Aides to Chief Financial Officer Jeff Atwater, Attorney General Pam Bondi and Agriculture Commissioner Adam Putnam acted to cut off Gov. Rick Scott’s apparent rush to find replacements for Insurance Commissioner Kevin McCarty, Department of Revenue chief Marshall Stranburg and Financial Regulation Commissioner Drew Breakspear.

Monica Russell, Scott’s director of Cabinet affairs, laid out for consideration at a Cabinet meeting next week a series of new performance measures for Cabinet agency heads. But one of Russell’s counterparts, Atwater aide Robert Tornillo, said not so fast.

The Cabinet, which will meet Tuesday, must first formally approve the concept of establishing performance standards, Tornillo explained.

When Scott and the Cabinet met last month in Tampa, they only informally agreed to establish the criteria, said Tornillo, whose boss Atwater has publicly defended McCarty.

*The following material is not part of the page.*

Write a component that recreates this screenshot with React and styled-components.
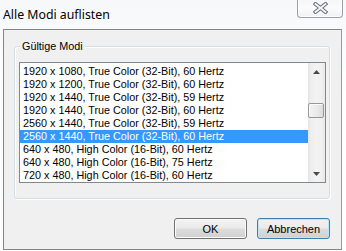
import React from 'react';
import styled, { createGlobalStyle } from 'styled-components';

const GlobalStyle = createGlobalStyle`
  html, body {
    margin: 0;
    padding: 0;
    background: #ffffff;
  }
  body {
    font-family: 'Liberation Sans', Arial, sans-serif;
    font-size: 10.8px;
    color: #000;
  }
`;

const Window = styled.div`
  width: 346px;
  height: 251px;
  box-sizing: border-box;
  padding: 0 4px 1px 3px;
  display: flex;
  flex-direction: column;
  background: linear-gradient(180deg, #f6f8fa 0%, #ffffff 40%, #ffffff 100%);
  overflow: hidden;
`;

const TitleBar = styled.div`
  height: 29px;
  flex: none;
  display: flex;
  justify-content: space-between;
  align-items: flex-start;
`;

const Title = styled.div`
  font-family: 'Noto Sans', 'Open Sans', sans-serif;
  font-size: 12.3px;
  line-height: 16px;
  padding-top: 7px;
  color: #000;
  text-shadow: 0 0 6px #fff;
`;

const CloseButton = styled.div`
  width: 46px;
  height: 19px;
  margin-top: -1px;
  margin-right: -1px;
  box-sizing: border-box;
  border: 1px solid #9c9fa4;
  border-top: none;
  border-radius: 0 0 4px 4px;
  background: linear-gradient(180deg, #f4f5f6 0%, #fbfbfc 50%, #f0f1f3 100%);
  box-shadow: inset 0 0 0 1px rgba(255, 255, 255, 0.8);
  display: flex;
  align-items: center;
  justify-content: center;
`;

const Client = styled.div`
  flex: 1;
  display: flex;
  flex-direction: column;
  background: #f0f0f0;
  border: 1px solid #858585;
  border-right-color: #9a9a9a;
  padding: 16px 11px 10px 10px;
  min-height: 0;
`;

const GroupBox = styled.div`
  position: relative;
  height: 153px;
  box-sizing: border-box;
  border: 1px solid #d5dfe5;
  border-radius: 3px;
  box-shadow: inset 1px 1px 0 #fff, 1px 1px 0 #fff;
  padding: 15px 3px 15px 4px;
`;

const Legend = styled.span`
  position: absolute;
  top: -7px;
  left: 5px;
  padding: 0 2px;
  line-height: 13px;
  background: #f0f0f0;
`;

const ListBox = styled.div`
  height: 121px;
  box-sizing: border-box;
  border: 1px solid #828790;
  background: #fff;
  display: flex;
`;

const Rows = styled.div`
  flex: 1;
  padding-top: 2px;
  overflow: hidden;
`;

const Row = styled.div`
  height: 13px;
  line-height: 13px;
  padding-left: 3px;
  white-space: nowrap;
  background: ${(p) => (p.$selected ? '#3399ff' : 'transparent')};
  color: ${(p) => (p.$selected ? '#fff' : '#000')};
`;

const ScrollBar = styled.div`
  width: 17px;
  flex: none;
  display: flex;
  flex-direction: column;
  background: linear-gradient(90deg, #e3e3e3 0%, #eeeeee 15%, #f3f3f3 50%, #eeeeee 85%, #e6e6e6 100%);
`;

const ArrowButton = styled.div`
  height: 17px;
  flex: none;
  display: flex;
  align-items: center;
  justify-content: center;
`;

const Track = styled.div`
  flex: 1;
  padding-top: ${(p) => p.$offset}px;
`;

const Thumb = styled.div`
  height: 15px;
  margin: 0 1px 0 0;
  box-sizing: border-box;
  border: 1px solid #979797;
  border-radius: 2px;
  background: linear-gradient(90deg, #f2f2f2 0%, #ececec 50%, #dcdcdc 100%);
  box-shadow: inset 1px 1px 0 #fbfbfb;
`;

const ButtonRow = styled.div`
  display: flex;
  justify-content: flex-end;
  gap: 10px;
  margin-top: 19px;
`;

const Button = styled.button`
  width: 73px;
  height: 21px;
  box-sizing: border-box;
  padding: 0;
  font-family: 'Liberation Sans', Arial, sans-serif;
  font-size: 11px;
  color: #000;
  border: 1px solid ${(p) => (p.$focused ? '#3c7fb1' : '#707070')};
  border-radius: 3px;
  background: linear-gradient(180deg, #f2f2f2 0%, #ebebeb 48%, #dddddd 52%, #cfcfcf 100%);
  box-shadow: inset 0 0 0 1px ${(p) => (p.$focused ? '#bde4fb' : '#fcfcfc')};
`;

const modes = [
  '1920 x 1080, True Color (32-Bit), 60 Hertz',
  '1920 x 1200, True Color (32-Bit), 60 Hertz',
  '1920 x 1440, True Color (32-Bit), 59 Hertz',
  '1920 x 1440, True Color (32-Bit), 60 Hertz',
  '2560 x 1440, True Color (32-Bit), 59 Hertz',
  '2560 x 1440, True Color (32-Bit), 60 Hertz',
  '640 x 480, High Color (16-Bit), 60 Hertz',
  '640 x 480, High Color (16-Bit), 75 Hertz',
  '720 x 480, High Color (16-Bit), 60 Hertz',
];

const CloseIcon = () => (
  <svg width="15" height="12" viewBox="0 0 15 12">
    <path d="M2.5 2 L12.5 10 M12.5 2 L2.5 10" stroke="#6a7078" strokeWidth="3.8" strokeLinecap="square" />
    <path d="M2.5 2 L12.5 10 M12.5 2 L2.5 10" stroke="#f6f7f9" strokeWidth="1.8" strokeLinecap="square" />
  </svg>
);

const Arrow = ({ down }) => (
  <svg width="7" height="4" viewBox="0 0 7 4">
    <path d={down ? 'M0 0 H7 L3.5 4 Z' : 'M0 4 H7 L3.5 0 Z'} fill="#4a4a4a" />
  </svg>
);

const App = () => {
  const selected = 5;

  return (
    <>
      <GlobalStyle />
      <Window>
        <TitleBar>
          <Title>Alle Modi auflisten</Title>
          <CloseButton>
            <CloseIcon />
          </CloseButton>
        </TitleBar>
        <Client>
          <GroupBox>
            <Legend>Gültige Modi</Legend>
            <ListBox>
              <Rows>
                {modes.map((m, i) => (
                  <Row key={i} $selected={i === selected}>
                    {m}
                  </Row>
                ))}
              </Rows>
              <ScrollBar>
                <ArrowButton>
                  <Arrow />
                </ArrowButton>
                <Track $offset={23}>
                  <Thumb />
                </Track>
                <ArrowButton>
                  <Arrow down />
                </ArrowButton>
              </ScrollBar>
            </ListBox>
          </GroupBox>
          <ButtonRow>
            <Button>OK</Button>
            <Button $focused>Abbrechen</Button>
          </ButtonRow>
        </Client>
      </Window>
    </>
  );
};

export default App;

“Before we look at a stack of performance measures that one of us has put together, I think we need to have meetings with each agency,” Tornillo said. “There are companies that make a living doing this type of stuff, and we’re trying to do it on the fly.”

Parting ways with the governor’s aide, other Cabinet aides wanted to give the agencies a month to review the proposed standards and give the agency heads a chance to weigh in at an April 14 meeting.

One item that remains on next week’s agenda but which aides did not discuss Wednesday is a proposal that would require Cabinet staff to undergo Sunshine Law training and keep minutes of their meetings. And the reason for the silence? An aide for Attorney General Pam Bondi — whose office serves as the watchdog for the state’s open government laws — said it was best not to discuss the matter in public because of a pending lawsuit dealing with the ouster of former Florida Department of Law Enforcement Commissioner Gerald Bailey.

Media organizations and other plaintiffs allege that the Sunshine Law was violated because Scott and Cabinet members used aides as “conduits” to communicate about the Bailey ouster. Cabinet decisions are supposed to be made in public.

Scott’s office has denied that discussions about Bailey violated the Sunshine Law.